Military training on public lands can cut both ways ecologically, too. Research shows restricted areas often shield rare species, like the eastern regal fritillary butterfly thriving amid controlled burns at Fort Indiantown Gap. Yet poorly managed exercises risk soil damage or contamination. The Sentinel Landscape Partnership pushes for a middle ground, funding projects to boost soil health and wildlife alongside military goals. At Fort Stanton, the limited scope of this week’s training suggests minimal impact, but it’s a reminder of the delicate balance at play.
What the Public Sees
Spotting camo-clad cadets near a civilian airport might raise eyebrows, and how people feel about it varies. Studies show Americans tend to respect the military, though trust has dipped lately, tangled up in politics and distant wars. The BLM flags this training upfront, hoping transparency keeps tensions low.
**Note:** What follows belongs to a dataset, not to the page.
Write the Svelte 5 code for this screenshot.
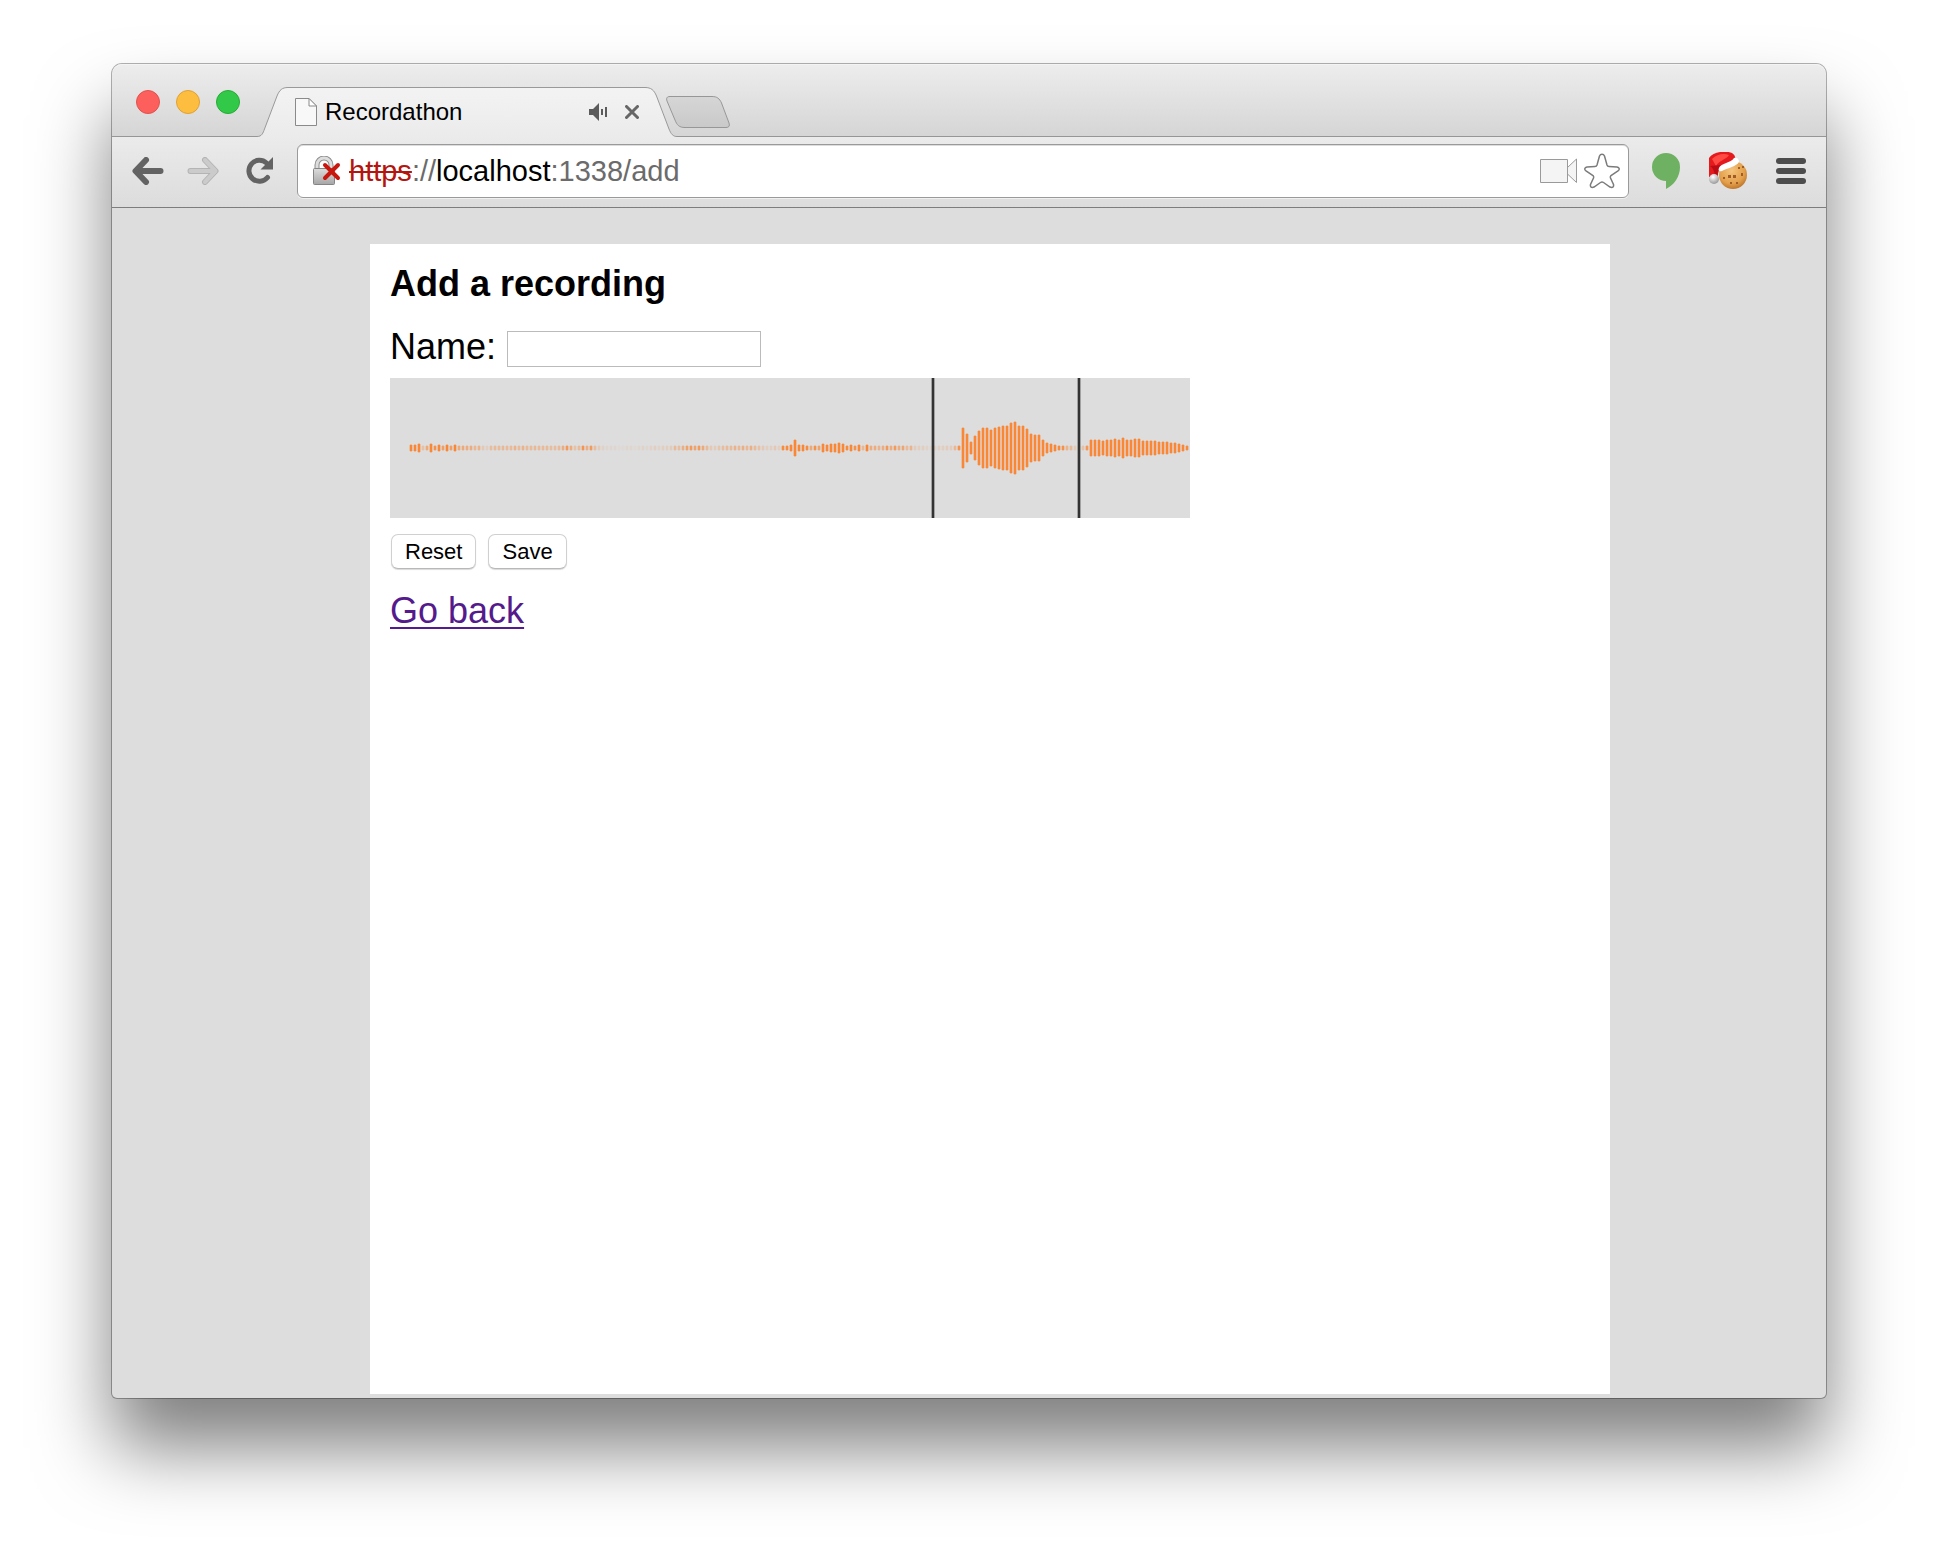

Historical echoes linger here, too, from World War I propaganda rallying support to today’s wider gap between civilians and an all-volunteer force. For some, it’s a reassuring sight; for others, a jolt of unease.
In the end, Fort Stanton’s latest chapter blends gritty practicality with a nod to its past. The cadets will leave after a few days, their maps folded and boots muddy, but the land stays, shaped by their steps and countless others before them. It’s a place where history doesn’t just sit still, it moves, and that’s worth a closer look from anyone passing by.